In this discussion I am joined by two very distinguished City figures, Sir Michael Jenkins and Pen Kent.

It often said that one's first intuition is often one's best. There is also a very English tradition of believing that everything is inevitably going to the dogs. When I started preparing for this lecture I was firmly of the belief that the City was a more dishonest, less ethical place in which to work than it was when I first started here - the failed but wiser jackaroo - as a trainee first in the parlours of one of the great merchant banks and then subsequently on the international development programme of an American banking colossus. Many people of my generation are seriously discouraging their children from entertaining the Square Mile as a career, despite the blandishments - they consider it not the place that it was and full of people of lesser morality to those that they remember. The old values, which the City seemed to have encapsulated, were slipping away and a new, less attractive set had arrived.

But as I have pursued the subject my opinion has radically changed. Tonight therefore I shall argue that in many respects the City is a more honest place and certainly to its retail, and to a lesser extent business users. It is on the whole safer and fairer, as well as better value for money to do business there; furthermore the goods on offer are more transparent, and far more extensive, sophisticated and complex. But the City has of course also changed almost out of recognition over the past 40 years, in terms of markets, culture, regulation, governance, people and outlook and this has brought a change in the way in which people go about their daily business life and treat each other, in whatever capacity. There has been a radical alteration in the view of what is deemed acceptable as against unacceptable behaviour. There was, if you like, an unwritten code, which acted as a template against which business activities and interpersonal behaviour were measured, a code which was the product of the British post Victorian middle class, who peopled the managerial jobs in the City throughout most of the 20 th century, with clear notions of honour, truthfulness and fair play, always within but never specifically circumscribed by the law. It was encapsulated in the motto: 'My Word Is My Bond' The equivalent code and culture of today is that of international business of the 21st century, with a strong American flavour, which clearly operates within the law and the regulatory environment, but regards the central tenets of the earlier code not as permanent and necessary but expedient to the end, and therefore theoretically at least disposable where some greater purpose is justified. By any absolute standard therefore, the honesty and ethical standards employed within the City by its actual participants to each other, as against its users, has probably deteriorated. For instance players are constantly 'economic' with the truth, and occasionally bend it, or worse, as well as regularly looking for some coup which lies barely perceptibly inside the regulatory curtillage.

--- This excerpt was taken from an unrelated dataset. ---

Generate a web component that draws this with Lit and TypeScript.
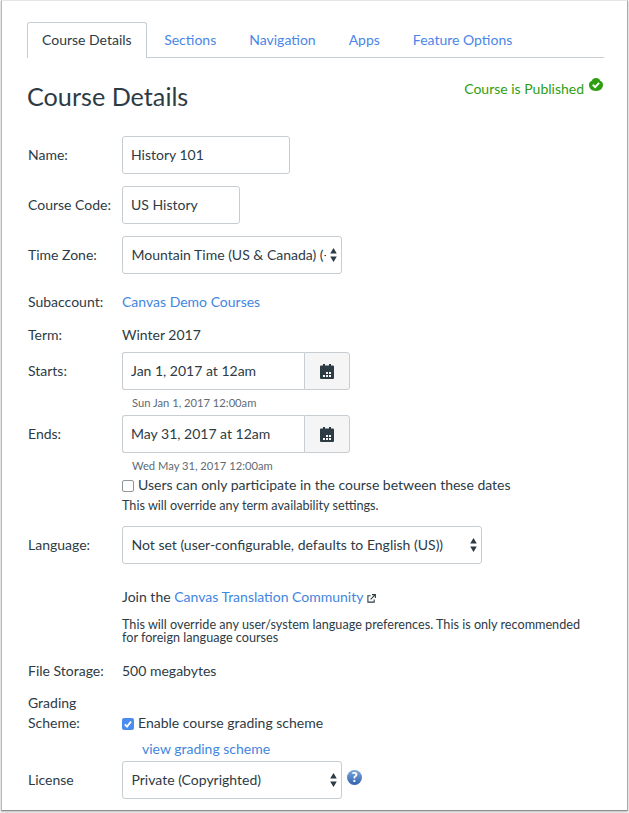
import { LitElement, html, css } from 'lit'
import { customElement } from 'lit/decorators.js'

const tabs = ['Sections', 'Navigation', 'Apps', 'Feature Options']

const calendarIcon = html`<svg class="cal" viewBox="0 0 14 16" width="14" height="16">
  <path fill="#2d3b45" fill-rule="evenodd" d="M1 2.500h2V1h2v1.500h4V1h2v1.500h2a1 1 0 0 1 1 1V15a1 1 0 0 1-1 1H1a1 1 0 0 1-1-1V3.500a1 1 0 0 1 1-1zM6 9v2h2V9zm3 0v2h2V9zM3 12v2h2v-2zm3 0v2h2v-2zm3 0v2h2v-2z"/>
</svg>`

const selectArrows = html`<svg class="arrows" viewBox="0 0 7 14" width="7" height="14">
  <path fill="#2d3b45" d="M3.500 0l3.300 5.600H.2zM3.500 14L.2 8.400h6.600z"/>
</svg>`

@customElement('app-root')
export class AppRoot extends LitElement {
  static styles = css`
    :host {
      display: block;
      width: 629px;
      height: 813px;
      overflow: hidden;
      background: #f8f8f8;
      font-family: Lato, sans-serif;
      font-size: 14px;
      color: #2d3b45;
    }
    * { box-sizing: border-box; }
    .page {
      width: 627px;
      height: 811px;
      margin-left: 1px;
      padding: 22px 23px 0 26px;
      background: #fff;
      border-left: 1px solid #b9b9b9;
      border-right: 1px solid #a9a9a9;
      border-top: 1px solid #e6e6e6;
      border-bottom: 1px solid #8e8e8e;
      box-shadow: 0 1px 2px rgba(0, 0, 0, .25);
    }
    a { color: #3f86e0; text-decoration: none; }
    label { padding-bottom: 2px; }
    .tabs {
      display: flex;
      height: 36px;
      margin: -1px 0 0 -1px;
      border-bottom: 1px solid #c7cdd1;
    }
    .tab {
      display: flex;
      align-items: center;
      padding: 0 16.500px 1px;
      color: #4a86e8;
    }
    .tab.active {
      height: 36px;
      margin-right: 1px;
      padding: 0 14px 2px 14px;
      background: #fff;
      color: #2d3b45;
      border: 1px solid #c7cdd1;
      border-bottom: 0;
      border-radius: 3px 3px 0 0;
    }
    .head {
      display: flex;
      justify-content: space-between;
      height: 78px;
      padding-top: 22px;
    }
    h1 {
      margin: 0 0 0 -1px;
      font-size: 25.200px;
      font-weight: 400;
      line-height: 32px;
    }
    .published {
      display: flex;
      align-items: flex-start;
      gap: 5px;
      margin-right: 1px;
      color: #2f9e12;
      line-height: 18px;
    }
    .published svg { margin-top: -2px; }
    .row {
      display: grid;
      grid-template-columns: 94px 1fr;
      align-items: center;
    }
    .row.top { align-items: start; }
    .field {
      display: block;
      height: 38px;
      padding: 0 8px 2px;
      border: 1px solid #c7cdd1;
      border-radius: 3px;
      background: #fff;
      color: #2d3b45;
      font: inherit;
      outline: none;
    }
    .w168 { width: 168px; }
    .w118 { width: 118px; }
    .mb12 { margin-bottom: 12px; }
    .select {
      position: relative;
      height: 38px;
    }
    .select select {
      width: 100%;
      appearance: none;
      padding: 0 15px 2px 8.500px;
    }
    .arrows {
      position: absolute;
      right: 5px;
      top: 12px;
      pointer-events: none;
    }
    .w220 { width: 220px; }
    .w360 { width: 360px; }
    .text { line-height: 20px; }
    .text label { padding-bottom: 0; }
    .date { display: flex; width: 228px; }
    .date .field {
      width: 182px;
      border-right: 0;
      border-radius: 3px 0 0 3px;
    }
    .date button {
      display: flex;
      align-items: center;
      justify-content: center;
      width: 46px;
      height: 38px;
      padding: 0 0 1px;
      background: #f5f5f5;
      border: 1px solid #c7cdd1;
      border-radius: 0 3px 3px 0;
    }
    .hint {
      height: 25px;
      padding: 6px 0 0 10px;
      font-size: 11.200px;
      line-height: 14px;
      color: #5f6b73;
    }
    .check {
      display: flex;
      align-items: center;
      gap: 4px;
      padding-bottom: 0;
      line-height: 20px;
    }
    .box {
      width: 12px;
      height: 12px;
      flex: none;
      margin: 1px 0 0;
      appearance: none;
      background: #fff;
      border: 1px solid #8d959a;
      border-radius: 2px;
    }
    .tick { flex: none; margin-top: 1px; }
    .note {
      font-size: 12.650px;
      line-height: 13px;
    }
    .ext { margin-left: 4px; vertical-align: -1px; }
    .view { display: block; margin: 6px 0 0 20px; line-height: 20px; }
    .license { display: flex; gap: 5px; }
    .help { margin-top: 9px; }
  `

  private renderInputRow(label: string, value: string, width: string) {
    return html`<div class="row mb12">
      <label>${label}</label>
      <input class="field ${width}" .value=${value} />
    </div>`
  }

  private renderDateRow(label: string, value: string, hint: string) {
    return html`<div class="row">
      <label>${label}</label>
      <div class="date">
        <input class="field" .value=${value} />
        <button>${calendarIcon}</button>
      </div>
    </div>
    <div class="row">
      <span></span>
      <div class="hint">${hint}</div>
    </div>`
  }

  private renderSelect(value: string, width: string) {
    return html`<div class="select ${width}">
      <select class="field"><option>${value}</option></select>
      ${selectArrows}
    </div>`
  }

  render() {
    return html`
      <div class="page">
        <nav class="tabs">
          <div class="tab active">Course Details</div>
          ${tabs.map(t => html`<a class="tab" href="#">${t}</a>`)}
        </nav>
        <div class="head">
          <h1>Course Details</h1>
          <div class="published">
            Course is Published
            <svg viewBox="0 0 14 14" width="14" height="14">
              <path fill="#2f9e12" d="M7 0c2.500 0 3.800 1.400 4.400 3 1.600.4 2.600 1.800 2.600 4 0 3-2.500 6-7 6S0 10 0 7c0-2.200 1-3.600 2.600-4C3.200 1.400 4.500 0 7 0z"/>
              <path fill="none" stroke="#fff" stroke-width="2" d="M3.800 6.800l2.300 2.300 4-4.200"/>
            </svg>
          </div>
        </div>

        ${this.renderInputRow('Name:', 'History 101', 'w168')}
        ${this.renderInputRow('Course Code:', 'US History', 'w118')}
        <div class="row" style="margin-bottom:18px">
          <label>Time Zone:</label>
          ${this.renderSelect('Mountain Time (US & Canada) (-07:00)', 'w220')}
        </div>
        <div class="row text" style="margin-bottom:13px">
          <label>Subaccount:</label>
          <a href="#">Canvas Demo Courses</a>
        </div>
        <div class="row text" style="margin-bottom:7px">
          <label>Term:</label>
          <span>Winter 2017</span>
        </div>
        ${this.renderDateRow('Starts:', 'Jan 1, 2017 at 12am', 'Sun Jan 1, 2017 12:00am')}
        ${this.renderDateRow('Ends:', 'May 31, 2017 at 12am', 'Wed May 31, 2017 12:00am')}
        <div class="row" style="margin-top:-3px">
          <span></span>
          <label class="check"><input type="checkbox" class="box" />Users can only participate in the course between these dates</label>
        </div>
        <div class="row" style="margin-bottom:9px">
          <span></span>
          <div class="note" style="line-height:22px">This will override any term availability settings.</div>
        </div>
        <div class="row" style="margin-bottom:23px">
          <label>Language:</label>
          ${this.renderSelect('Not set (user-configurable, defaults to English (US))', 'w360')}
        </div>
        <div class="row text" style="margin-bottom:11px">
          <span></span>
          <div>Join the <a href="#">Canvas Translation Community</a><svg class="ext" viewBox="0 0 10 10" width="9" height="9">
            <path fill="none" stroke="#2d3b45" stroke-width="1.200" d="M4 2H1v7h7V6M5.500 .7h3.800v3.800M9 1L4 6"/>
          </svg></div>
        </div>
        <div class="row" style="margin-bottom:17px">
          <span></span>
          <div class="note">This will override any user/system language preferences. This is only recommended<br />for foreign language courses</div>
        </div>
        <div class="row text" style="margin-bottom:12px">
          <label>File Storage:</label>
          <span>500 megabytes</span>
        </div>
        <div class="row top text">
          <label>Grading<br />Scheme:</label>
          <div>
            <div class="check" style="margin-top:20px">
              <svg class="tick" viewBox="0 0 12 12" width="12" height="12">
                <rect width="12" height="12" rx="2" fill="#4a8cf0"/>
                <path fill="none" stroke="#fff" stroke-width="1.800" d="M2.800 6.300l2.200 2.300 4-5"/>
              </svg>
              Enable course grading scheme
            </div>
            <a class="view" href="#">view grading scheme</a>
          </div>
        </div>
        <div class="row" style="margin-top:2px">
          <label>License</label>
          <div class="license">
            ${this.renderSelect('Private (Copyrighted)', 'w220')}
            <svg class="help" viewBox="0 0 16 16" width="15" height="15">
              <defs>
                <linearGradient id="helpFill" x1="0" y1="0" x2="0" y2="1">
                  <stop offset="0" stop-color="#7fa6da"/>
                  <stop offset="1" stop-color="#2f62ad"/>
                </linearGradient>
              </defs>
              <circle cx="8" cy="8" r="8" fill="url(#helpFill)"/>
              <text x="8" y="13" text-anchor="middle" font-family="Lato, sans-serif" font-size="14" font-weight="900" fill="#fff">?</text>
            </svg>
          </div>
        </div>
      </div>
    `
  }
}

I shall end by looking at how these changes have affected a particular but hugely important stakeholder relationship, that of employer and employee. In many honourable cases in the City the paternalistic attitude of the employer continues, not least in self-interest, but also as a bastion against the deep decline in loyalty exhibited in so many instances both by employer and employee. This may be an inevitable feature of modern financial markets, but it is one that it is hard not to contemplate with sadness, as well as an intuitive malaise that such a culture does not build the sort of robust institutions that one would hope would populate the world's greatest financial centre, given that these firms are in effect little more than the people who work within them.

 

The City in the 60s

Let us begin by reminding ourselves of the City vista circa 1960. The most potent force, as it had been for many years before, was the raised eyebrow of the Old Lady of Threadneedle Street, alias the Bank of England. Investment banking was an alien activity that took place across the Atlantic , but was considered in the City vaguely like merchant banking, the inner sanctum of which was the Accepting Houses Committee, membership confined to the crème de la crème of merchant banks. The latter were all in British ownership and their chairmen were the undisputed grandees of the financial City, in conjunction with their opposite numbers in the clearing banks, and the respective Chairmen of the Stock Exchange and Lloyds. Self-regulation was the order of the day, with the Bank, via, quaintly, the so-called Discount Office, supervising the banking industry, but the markets, Lloyds and the Stock Exchange in particular, largely responsible for their own regulation. Above all a large proportion of its directors, partners and senior executives and managers had homogeneity of background - typically British, middle class, public school educated and male. The culture - the code as I have called it earlier - was almost wholly that of the latter group. Of course it was never written but its basic tenets were that people were truthful to each other, kept their bargains ('My Word Is My Bond') and were honourable in their behaviour, never taking advantage of the client, taking full responsibility for what went on under them, to the point of resignation if appropriate. There was loyalty to the institution in which one worked, and to one's fellow workmates, but there were absolute rules of behaviour which transcended even these duties.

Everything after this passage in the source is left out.